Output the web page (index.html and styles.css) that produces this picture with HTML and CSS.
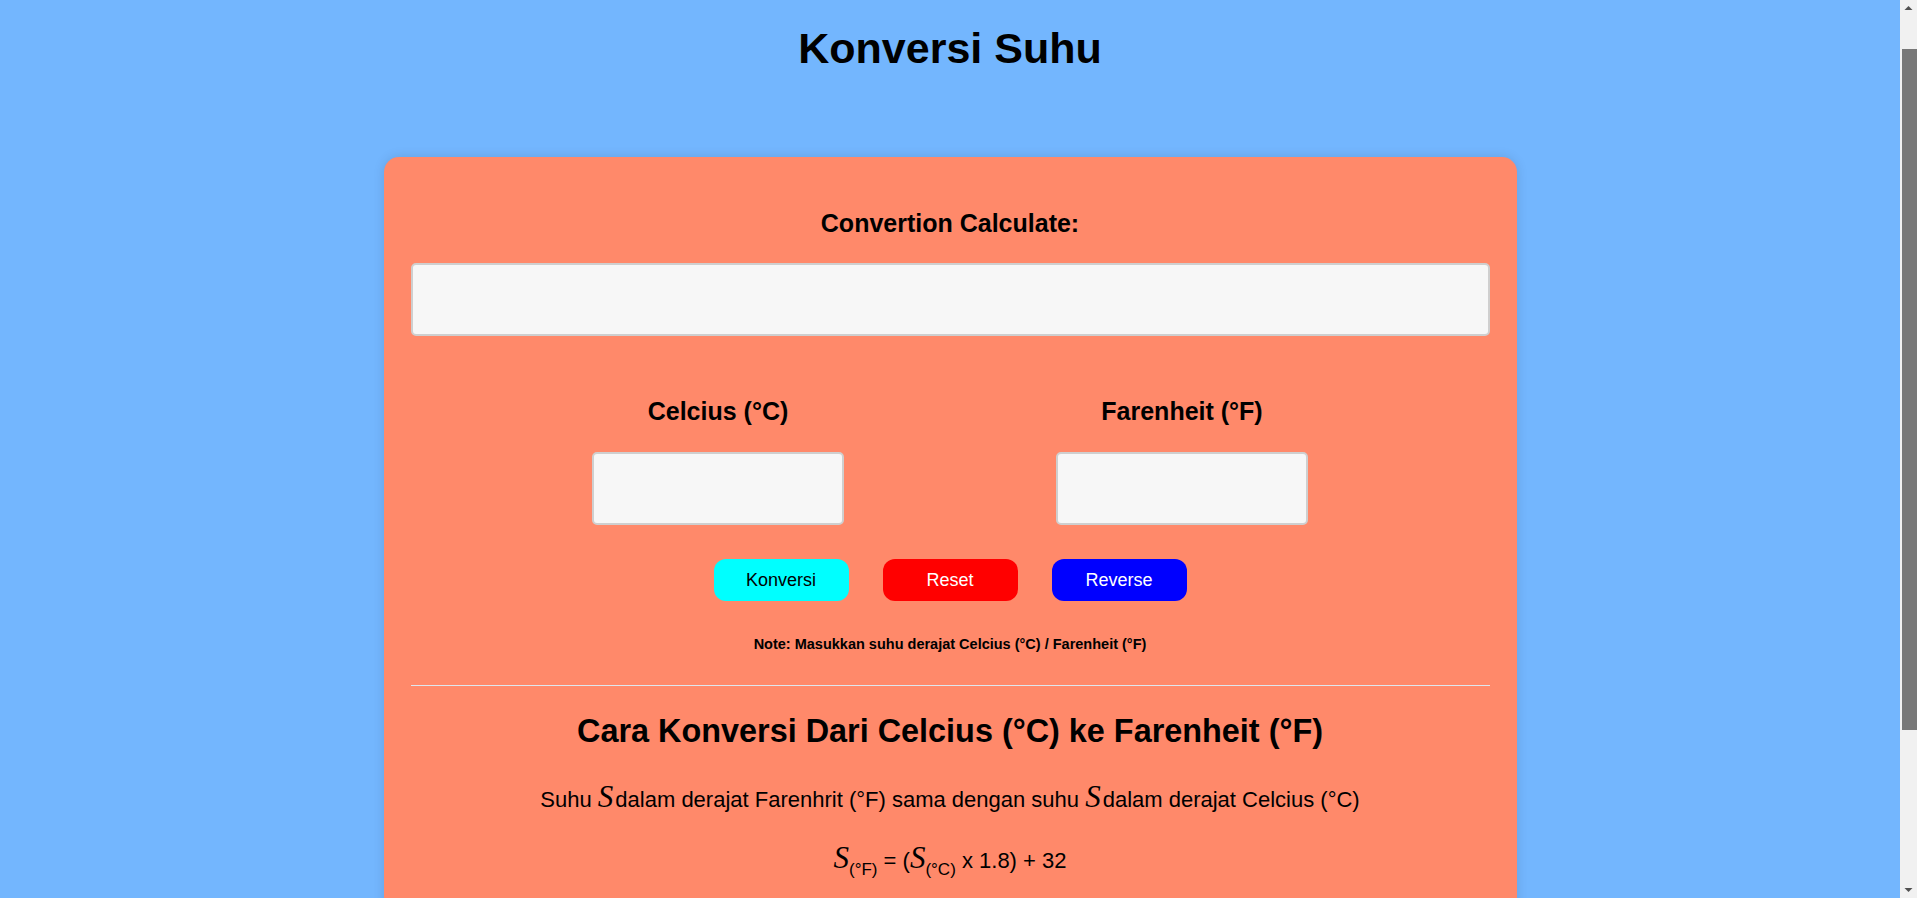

□ □ □ □ □ □ □

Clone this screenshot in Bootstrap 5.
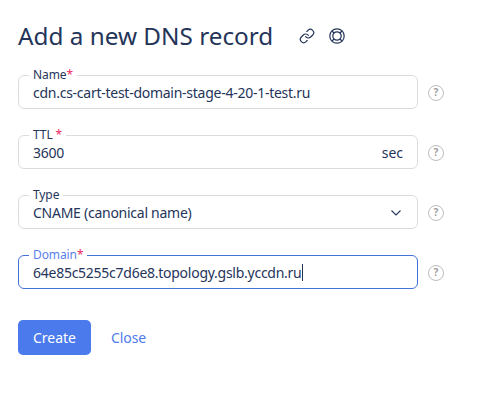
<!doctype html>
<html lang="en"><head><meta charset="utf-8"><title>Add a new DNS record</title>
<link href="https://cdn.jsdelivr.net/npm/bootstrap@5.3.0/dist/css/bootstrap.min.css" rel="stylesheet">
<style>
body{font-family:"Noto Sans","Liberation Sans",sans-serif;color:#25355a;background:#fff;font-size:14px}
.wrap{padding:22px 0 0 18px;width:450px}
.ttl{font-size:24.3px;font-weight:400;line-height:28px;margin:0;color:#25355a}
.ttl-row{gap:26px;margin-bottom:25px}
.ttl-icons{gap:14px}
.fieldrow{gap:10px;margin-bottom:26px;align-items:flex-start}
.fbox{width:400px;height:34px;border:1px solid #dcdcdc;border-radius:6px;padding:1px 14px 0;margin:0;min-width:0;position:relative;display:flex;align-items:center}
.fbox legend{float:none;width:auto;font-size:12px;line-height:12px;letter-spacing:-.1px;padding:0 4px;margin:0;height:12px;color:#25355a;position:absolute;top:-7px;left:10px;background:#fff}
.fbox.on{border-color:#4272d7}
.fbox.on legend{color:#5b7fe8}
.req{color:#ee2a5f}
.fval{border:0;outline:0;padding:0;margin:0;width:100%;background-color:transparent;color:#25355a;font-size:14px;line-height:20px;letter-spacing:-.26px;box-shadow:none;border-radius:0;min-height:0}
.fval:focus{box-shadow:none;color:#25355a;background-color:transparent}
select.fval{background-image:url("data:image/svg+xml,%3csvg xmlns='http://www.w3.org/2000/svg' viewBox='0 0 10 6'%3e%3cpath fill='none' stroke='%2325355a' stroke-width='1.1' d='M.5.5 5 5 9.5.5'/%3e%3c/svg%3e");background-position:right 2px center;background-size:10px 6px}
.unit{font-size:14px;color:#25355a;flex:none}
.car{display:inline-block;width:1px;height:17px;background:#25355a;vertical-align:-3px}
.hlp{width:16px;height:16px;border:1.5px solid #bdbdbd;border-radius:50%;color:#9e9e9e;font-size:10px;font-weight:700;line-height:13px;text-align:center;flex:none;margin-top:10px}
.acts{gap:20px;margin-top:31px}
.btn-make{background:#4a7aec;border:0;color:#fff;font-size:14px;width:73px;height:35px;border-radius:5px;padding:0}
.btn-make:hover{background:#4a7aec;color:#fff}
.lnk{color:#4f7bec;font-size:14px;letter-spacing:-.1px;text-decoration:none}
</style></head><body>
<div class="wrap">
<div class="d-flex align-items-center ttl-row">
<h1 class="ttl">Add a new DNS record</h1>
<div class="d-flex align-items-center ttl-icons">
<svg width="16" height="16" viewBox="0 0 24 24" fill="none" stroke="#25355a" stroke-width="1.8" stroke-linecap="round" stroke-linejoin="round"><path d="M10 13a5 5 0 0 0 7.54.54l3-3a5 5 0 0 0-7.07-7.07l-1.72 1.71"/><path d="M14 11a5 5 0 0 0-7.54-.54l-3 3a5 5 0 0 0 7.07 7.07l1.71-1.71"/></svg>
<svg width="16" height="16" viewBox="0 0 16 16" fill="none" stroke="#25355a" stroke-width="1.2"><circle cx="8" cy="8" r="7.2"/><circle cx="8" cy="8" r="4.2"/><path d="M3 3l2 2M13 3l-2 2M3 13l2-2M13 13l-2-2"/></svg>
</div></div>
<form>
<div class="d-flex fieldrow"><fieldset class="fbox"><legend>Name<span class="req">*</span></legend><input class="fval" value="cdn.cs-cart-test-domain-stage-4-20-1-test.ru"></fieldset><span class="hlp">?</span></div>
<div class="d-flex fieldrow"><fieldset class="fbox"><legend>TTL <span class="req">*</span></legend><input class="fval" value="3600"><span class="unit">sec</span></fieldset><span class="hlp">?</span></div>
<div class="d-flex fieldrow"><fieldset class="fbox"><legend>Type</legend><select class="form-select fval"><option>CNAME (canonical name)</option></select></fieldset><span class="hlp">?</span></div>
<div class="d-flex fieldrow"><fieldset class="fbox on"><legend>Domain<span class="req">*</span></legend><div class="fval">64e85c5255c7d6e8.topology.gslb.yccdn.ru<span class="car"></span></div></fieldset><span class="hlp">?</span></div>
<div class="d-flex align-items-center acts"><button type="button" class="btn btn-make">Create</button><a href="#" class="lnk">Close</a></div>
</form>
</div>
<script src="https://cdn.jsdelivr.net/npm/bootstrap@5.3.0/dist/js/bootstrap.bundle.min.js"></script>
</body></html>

□ □ □ □ □ □ □

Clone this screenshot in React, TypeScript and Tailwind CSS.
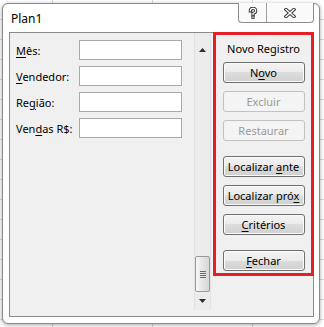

□ □ □ □ □ □ □

# Stated goal:
Within the data above, pick out all lines holding the word "screenshot".

# Response for this exercise:
Clone this screenshot in Bootstrap 5.
Clone this screenshot in React, TypeScript and Tailwind CSS.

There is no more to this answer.